Section 23 of the FOI Act provides that where the Commissioner considers that the statement of the reasons for an FOI body's decision is not adequate, he shall direct the head of the body to furnish both to the requester concerned and to him a written statement containing any further information in relation to those matters that is in the power or control of the body. Having regard to ABP’s decisions, this Office issued a notice to ABP under section 23 on 4 March 2022. This notice required ABP to provide this Office and the applicant with a statement setting out various details, including the particular sections of the FOI Act being relied on to refuse the request, and ABP’s reasons for so doing.
ABP’s ensuing statement of 25 March 2022 said that it was relying on section 29(1) of the FOI Act. It said that the records relate to the Board’s deliberative processes on a live strategic housing application. It said that the process was statutorily governed and that a decision on the matter had yet to be made. It said that release of the record to persons outside of the planning appeal process was not in the public interest because it may be injurious to the Board’s impartiality in determining the application before it.
I have now completed my review in accordance with section 22(2) of the FOI Act and I have decided to conclude it by way of a formal, binding decision. In carrying out my review, I have had regard to the above exchanges, correspondence between this Office, ABP, and the applicant, to the recording at issue and the provisions of the FOI Act. I note that this Office received no submission from ABP.
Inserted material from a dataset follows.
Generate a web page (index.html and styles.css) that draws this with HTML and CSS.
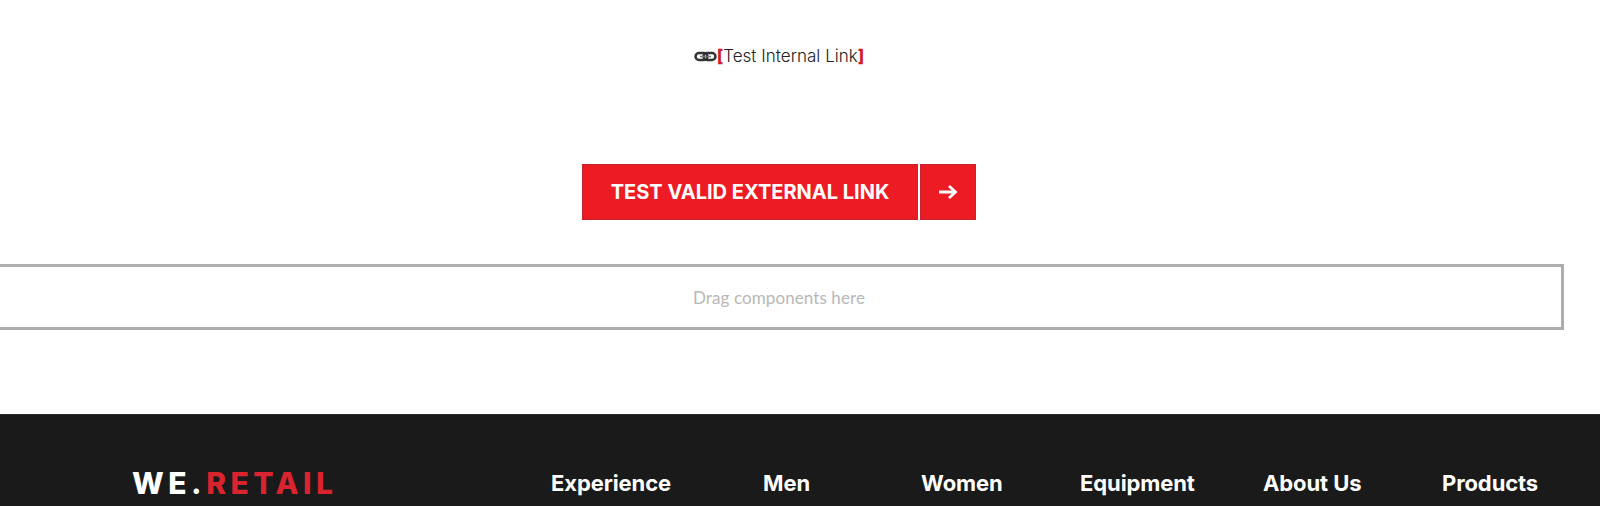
FILE: index.html
```html
<!DOCTYPE html>
<html lang="en">
<head>
  <meta charset="UTF-8">
  <meta name="viewport" content="width=device-width, initial-scale=1.0">
  <title>We.Retail</title>
  <link rel="stylesheet" href="styles.css">
</head>
<body>
  <main class="content">
    <p class="text-link">
      <svg class="chain" viewBox="0 0 23 11" width="23" height="11" aria-hidden="true">
        <rect x="1.500" y="2" width="12" height="7" rx="3.500" />
        <rect x="9.500" y="2" width="12" height="7" rx="3.500" />
        <path d="M6 5.500h11" />
      </svg><span class="bracket">[</span>Test Internal Link<span class="bracket">]</span>
    </p>
    <div class="cta">
      <a class="cta-label" href="#">TEST VALID EXTERNAL LINK</a>
      <a class="cta-arrow" href="#" aria-label="Open link">
        <svg viewBox="0 0 20 16" width="20" height="16" aria-hidden="true">
          <path d="M1 8h16M11 2l6.500 6-6.500 6" />
        </svg>
      </a>
    </div>
    <div class="dropzone">Drag components here</div>
  </main>
  <footer class="footer">
    <div class="logo">WE<span class="logo-dot">.</span><span class="logo-red">RETAIL</span></div>
    <nav class="footer-nav">
      <a href="#">Experience</a>
      <a href="#">Men</a>
      <a href="#">Women</a>
      <a href="#">Equipment</a>
      <a href="#">About Us</a>
      <a href="#">Products</a>
    </nav>
  </footer>
</body>
</html>
```

FILE: styles.css
```css
html, body {
  margin: 0;
  height: 506px;
  overflow: hidden;
  background: #fff;
}
body {
  font-family: 'Inter', sans-serif;
  color: #222;
}
.content {
  width: 1570px;
  height: 414px;
  margin-left: -6px;
  padding-top: 44px;
  box-sizing: border-box;
  display: flex;
  flex-direction: column;
  align-items: center;
}
.text-link {
  margin: 0;
  height: 24px;
  line-height: 24px;
  font-size: 17px;
  font-weight: 300;
  letter-spacing: 0.03px;
  display: flex;
  align-items: center;
}
.chain {
  fill: none;
  stroke: #333;
  stroke-width: 2.500;
}
.chain path {
  stroke-width: 1.500;
  stroke: #777;
}
.bracket {
  color: #d2202a;
  font-weight: 800;
}
.cta {
  display: flex;
  gap: 2px;
  height: 56px;
  margin-top: 96px;
}
.cta a {
  display: flex;
  align-items: center;
  justify-content: center;
  box-sizing: border-box;
  background: #ed1c24;
  border: 1px solid #c4242b;
  color: #fff;
  text-decoration: none;
}
.cta-label {
  width: 336px;
  font-size: 20px;
  font-weight: 700;
}
.cta-arrow {
  width: 56px;
}
.cta-arrow svg {
  fill: none;
  stroke: #fff;
  stroke-width: 2.800;
}
.dropzone {
  align-self: stretch;
  box-sizing: border-box;
  height: 66px;
  margin-top: 44px;
  border: 3px solid #adadad;
  display: flex;
  align-items: center;
  justify-content: center;
  font-family: 'Lato', sans-serif;
  font-size: 17px;
  letter-spacing: 0.1px;
  color: #b8b8b8;
}
.footer {
  height: 92px;
  box-sizing: border-box;
  padding: 52px 0 0 132px;
  background: #1a1a1a;
  display: flex;
  border-top: 1px solid #2a2a2a;
}
.logo {
  width: 419px;
  font-size: 30px;
  line-height: 32px;
  font-weight: 800;
  letter-spacing: 4.500px;
  color: #fff;
}
.logo-red {
  color: #d9232e;
}
.footer-nav {
  display: grid;
  grid-template-columns: 212px 158px 159px 183px 179px auto;
  align-items: start;
}
.footer-nav a {
  font-size: 22px;
  line-height: 32px;
  font-weight: 700;
  letter-spacing: -0.1px;
  color: #fff;
  text-decoration: none;
}
```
The scope of this review is confined to whether ABP’s decision on the applicant’s request is justified under the provisions of the FOI Act.
As noted earlier, ABP’s decisions purported to refuse the applicant’s request under section 11(7)(b) of the FOI Act, which is not, of itself, an exemption provision. ABP has been subject to FOI for over 20 years. It should be well aware that the exemptions to the right of access are contained in sections 28 to 41 of the FOI Act (i.e. in Part 4 of the Act).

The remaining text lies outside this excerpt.